中央銀行である日銀総裁の発言がこれほどまでに軽いものなのかと呆れました。日銀の黒田総裁が、6月6日の講演で「家計の値上げ許容度も高まってきている」と述べたことについて、批判が高まり、翌7日に「適切ではなかった」と釈明したのに続き、同日夕刻には「誤解を招き申し訳なかった」と謝罪、さらに、その翌8日には、全面撤回に追い込まれました。黒田総裁の「値上げ許容度発言」は、「失言」として歴史に記録されようとしています。
しかし、当日の映像を見れば、黒田総裁が思いつきや勢いで口に出した発言でないことは明白です。共同通信主催の講演会という場、必ず記事にされることを前提にした講演ですから、黒田総裁は用心深くずっと原稿を読んでいます。英才エコノミスト集団たる日銀事務局が練りに練った原稿です。物価の番人たる中央銀行の本分である「物価見通し」について、総裁が述べるのですから周到な準備がされて当然です。そこにこそ、問題の深刻さがあります。
「家計」「許容度」「強制貯蓄」といった用語の語感、一般的な受け止められ方に対する感度が低いばかりか、特定の調査の一部分だけをもとに結論を導く安易さ、物価高に直面する国民生活への配慮の欠如などは、すでに批判を受けている通りです。2%の物価目標を掲げながら、目標達成ができず、「言いっ放し」が足掛け10年にも及んだからなのか、「あとは賃上げを待ちます」的な姿勢、その「他人事」感には驚かされます。そこには「もうすぐうまく行きます」と、手っ取り早く、自らの政策を正当化したいとの意図すら透けて見えます。
しかしその一方で、黒田総裁の発言がすべて誤りかといえば、必ずしも、そうではないでしょう。黒田総裁の言う「家計」とは「我が家の家計」ではなく、経済学で使うところの経済主体の「総体としての家計」のことですし、この場合の「許容」も「私が受け入れている」という「主観」ではなく、値上げ後の取引価格で引き続き取引が成立しているかどうかという「事象」であり、全体としての「耐性」を意味しているからです。
値上げの動きが多品目に広がり、その頻度も増えていて、個人的に許せるかどうかは別としても、実際に値上げ後の価格で取引が行われるようなことは、少なくとも、これまでのデフレ時代には見られなかったことです。「まだ仮説かもしれないが、ひょっとしたら良い物価上昇につながるかもしれない、そのために是非とも政府も企業も今こそ賃上げを!」黒田総裁がこう言っていれば、受け止め方は違ったのではないでしょうか。

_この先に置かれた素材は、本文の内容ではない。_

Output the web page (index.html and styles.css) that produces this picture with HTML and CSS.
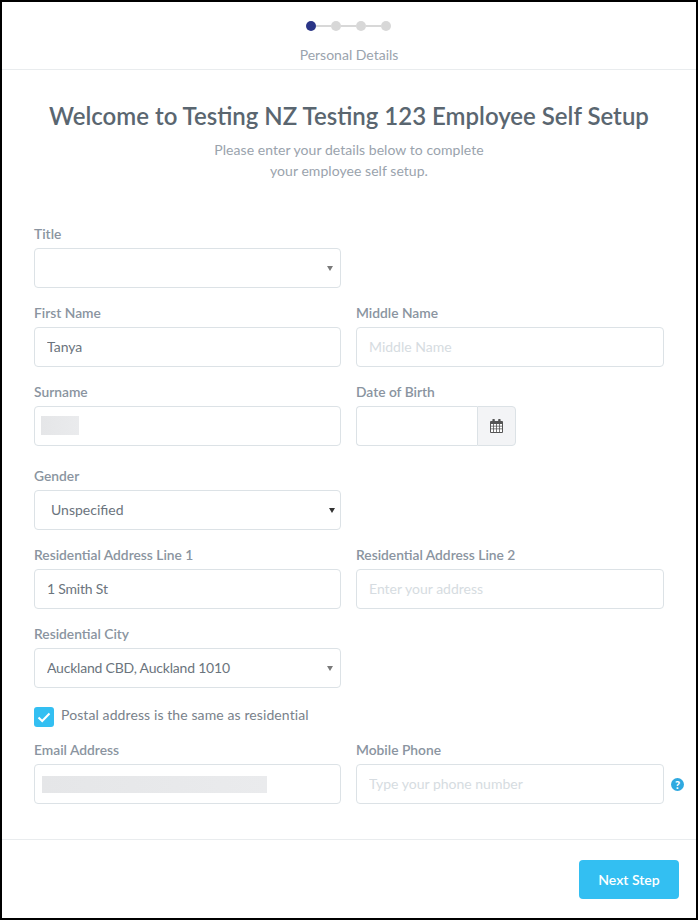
FILE: index.html
```html
<html>

<head>
  <title>Employee Self Setup</title>
  <link rel="stylesheet" href="styles.css">
</head>

<body>
  <div class="setup_box">

    <div class="steps">
      <div class="dots">
        <span class="dot active"></span>
        <span class="line"></span>
        <span class="dot"></span>
        <span class="line"></span>
        <span class="dot"></span>
        <span class="line"></span>
        <span class="dot"></span>
      </div>
      <p>Personal Details</p>
    </div>

    <header>
      <h1>Welcome to Testing NZ Testing 123 Employee Self Setup</h1>
      <p>Please enter your details below to complete<br>your employee self setup.</p>
    </header>

    <form class="form">
      <div class="row">
        <div class="field">
          <label>Title</label>
          <div class="select small"><select></select></div>
        </div>
      </div>

      <div class="row">
        <div class="field">
          <label>First Name</label>
          <input type="text" value="Tanya">
        </div>
        <div class="field">
          <label>Middle Name</label>
          <input type="text" placeholder="Middle Name">
        </div>
      </div>

      <div class="row">
        <div class="field">
          <label>Surname</label>
          <input type="text">
          <span class="blur surname"></span>
        </div>
        <div class="field">
          <label>Date of Birth</label>
          <div class="date">
            <input type="text">
            <span class="addon">
              <svg width="13" height="14" viewBox="0 0 13 14">
                <path fill="#555" d="M3 0h1.2a.6.6 0 0 1 .6.6V2h3.4V.6A.6.6 0 0 1 8.800 0H10a.6.6 0 0 1 .6.6V2h1.400a1 1 0 0 1 1 1v10a1 1 0 0 1-1 1H1a1 1 0 0 1-1-1V3a1 1 0 0 1 1-1h1.400V.6A.6.6 0 0 1 3 0z"/>
                <path fill="#fff" d="M1 5h2.200v1.800H1zM4 5h2.100v1.800H4zM6.900 5H9v1.800H6.900zM9.800 5H12v1.800H9.800zM1 7.600h2.200v1.900H1zM4 7.600h2.100v1.900H4zM6.900 7.600H9v1.900H6.900zM9.800 7.600H12v1.900H9.800zM1 10.300h2.200V13H1zM4 10.300h2.100V13H4zM6.900 10.300H9V13H6.900zM9.800 10.300H12V13H9.800z"/>
              </svg>
            </span>
          </div>
        </div>
      </div>

      <div class="row gender">
        <div class="field">
          <label>Gender</label>
          <div class="select native"><select><option>Unspecified</option></select></div>
        </div>
      </div>

      <div class="row">
        <div class="field">
          <label>Residential Address Line 1</label>
          <input class="addr" type="text" value="1 Smith St">
        </div>
        <div class="field">
          <label>Residential Address Line 2</label>
          <input type="text" placeholder="Enter your address">
        </div>
      </div>

      <div class="row">
        <div class="field">
          <label>Residential City</label>
          <div class="select small"><select class="addr"><option>Auckland CBD, Auckland 1010</option></select></div>
        </div>
      </div>

      <div class="check">
        <span class="box">
          <svg width="14" height="11" viewBox="0 0 14 11">
            <path d="M1.500 5.500l3.700 3.500 7.300-7.500" fill="none" stroke="#fff" stroke-width="2"/>
          </svg>
        </span>
        <span>Postal address is the same as residential</span>
      </div>

      <div class="row">
        <div class="field">
          <label>Email Address</label>
          <input type="text">
          <span class="blur email"></span>
        </div>
        <div class="field">
          <label>Mobile Phone</label>
          <input type="text" placeholder="Type your phone number">
          <span class="help">?</span>
        </div>
      </div>
    </form>

    <div class="foot">
      <button type="button">Next Step</button>
    </div>

  </div>
</body>

</html>
```

FILE: styles.css
```css
* {
  margin: 0;
  box-sizing: border-box;
  font-family: Lato, "Liberation Sans", Arial, sans-serif;
}

body {
  background: #fff;
}

.setup_box {
  width: 698px;
  height: 920px;
  border: 2px solid #000;
  background: #fff;
}

/* step indicator */
.steps {
  height: 68px;
  padding-top: 19px;
  border-bottom: 1px solid #e9ecee;
  text-align: center;
}

.dots {
  display: flex;
  align-items: center;
  justify-content: center;
  height: 10px;
  padding-right: 1px;
}

.dot {
  width: 10px;
  height: 10px;
  border-radius: 50%;
  background: #d8d8d8;
}

.dot.active {
  background: #2a3587;
}

.line {
  width: 15px;
  height: 2px;
  background: #d8d8d8;
}

.steps p {
  margin-top: 15px;
  font-size: 14px;
  line-height: 18px;
  color: #9aa3ad;
}

header {
  text-align: center;
  padding-top: 30px;
}

header h1 {
  font-size: 24px;
  line-height: 32px;
  font-weight: 600;
  color: #5a6670;
}

header p {
  margin-top: 7px;
  font-size: 14px;
  line-height: 21px;
  letter-spacing: 0.05px;
  color: #9aa3ad;
}

.form {
  padding: 44px 32px 19px;
}

.row {
  display: grid;
  grid-template-columns: 307px 308px;
  column-gap: 15px;
  margin-bottom: 16px;
}

.row.gender {
  margin-top: 21px;
}

.field {
  position: relative;
}

.field label {
  display: block;
  height: 23px;
  font-size: 13.800px;
  line-height: 18px;
  font-weight: 600;
  color: #8a94a0;
}

input, select {
  display: block;
  width: 100%;
  height: 40px;
  padding: 0 12px 2px;
  border: 1px solid #dce2e6;
  border-radius: 4px;
  background: #fff;
  font-size: 14px;
  color: #6b747d;
  outline: none;
}

.addr {
  letter-spacing: -0.2px;
}

input::placeholder {
  color: #d6dce1;
}

.select {
  position: relative;
}

.select select {
  appearance: none;
  -webkit-appearance: none;
}

.select::after {
  content: "";
  position: absolute;
  top: 18px;
  right: 8px;
  border-left: 3px solid transparent;
  border-right: 3px solid transparent;
  border-top: 5px solid #7a7a7a;
}

.select.native select {
  padding-left: 16px;
}

.select.native::after {
  right: 6px;
  border-left-width: 3.500px;
  border-right-width: 3.500px;
  border-top-color: #333;
}

.date {
  display: flex;
  width: 160px;
}

.date input {
  flex: 1;
  min-width: 0;
  border-right: none;
  border-radius: 4px 0 0 4px;
}

.addon {
  display: flex;
  align-items: center;
  justify-content: center;
  width: 39px;
  height: 40px;
  background: #f3f4f6;
  border: 1px solid #dce2e6;
  border-radius: 0 4px 4px 0;
}

/* blurred out personal data */
.blur {
  position: absolute;
  background: linear-gradient(90deg, #e5e6e8, #eaebed);
}

.blur.surname {
  left: 7px;
  top: 33px;
  width: 38px;
  height: 19px;
}

.blur.email {
  left: 8px;
  top: 35px;
  width: 225px;
  height: 17px;
}

.help {
  position: absolute;
  top: 37px;
  right: -20px;
  width: 13px;
  height: 13px;
  border-radius: 50%;
  background: #2fa9e0;
  color: #fff;
  font-size: 11px;
  line-height: 13px;
  font-weight: 900;
  text-align: center;
}

.check {
  display: flex;
  align-items: center;
  gap: 7px;
  height: 20px;
  margin: 19px 0 14px;
  font-size: 14px;
  letter-spacing: 0.1px;
  color: #79828b;
}

.check span:last-child {
  margin-top: -5px;
}

.box {
  display: flex;
  align-items: center;
  justify-content: center;
  width: 20px;
  height: 20px;
  border-radius: 3px;
  background: #33bff2;
}

.foot {
  display: flex;
  justify-content: flex-end;
  border-top: 1px solid #e9ecee;
  padding: 20px 17px 0 0;
}

.foot button {
  width: 100px;
  height: 39px;
  border: none;
  border-radius: 4px;
  background: #33bff2;
  color: #fff;
  font-size: 14px;
  font-weight: 600;
}
```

今、必要なことは、エネルギーや原材料高騰による物価上昇があっても、消費が落ちないように目配りしながら、いかにして本格的な賃上げにつなげるか、という議論のはずです。コロナ明けの「リベンジ消費」が息切れしないうちに、財政による家計支援など広範な政策が必要な、大事な時期であるように思えます。黒田発言を「失言」扱いすることで、過去30年、日本に訪れることがなかった、デフレ脱却のチャンス(不発に終わる可能性もありますが)を活かすための議論が封じられるのであれば、非常に残念なことです。成長と賃上げの好循環を作るための前向きの議論なら、許容できるのではないでしょうか。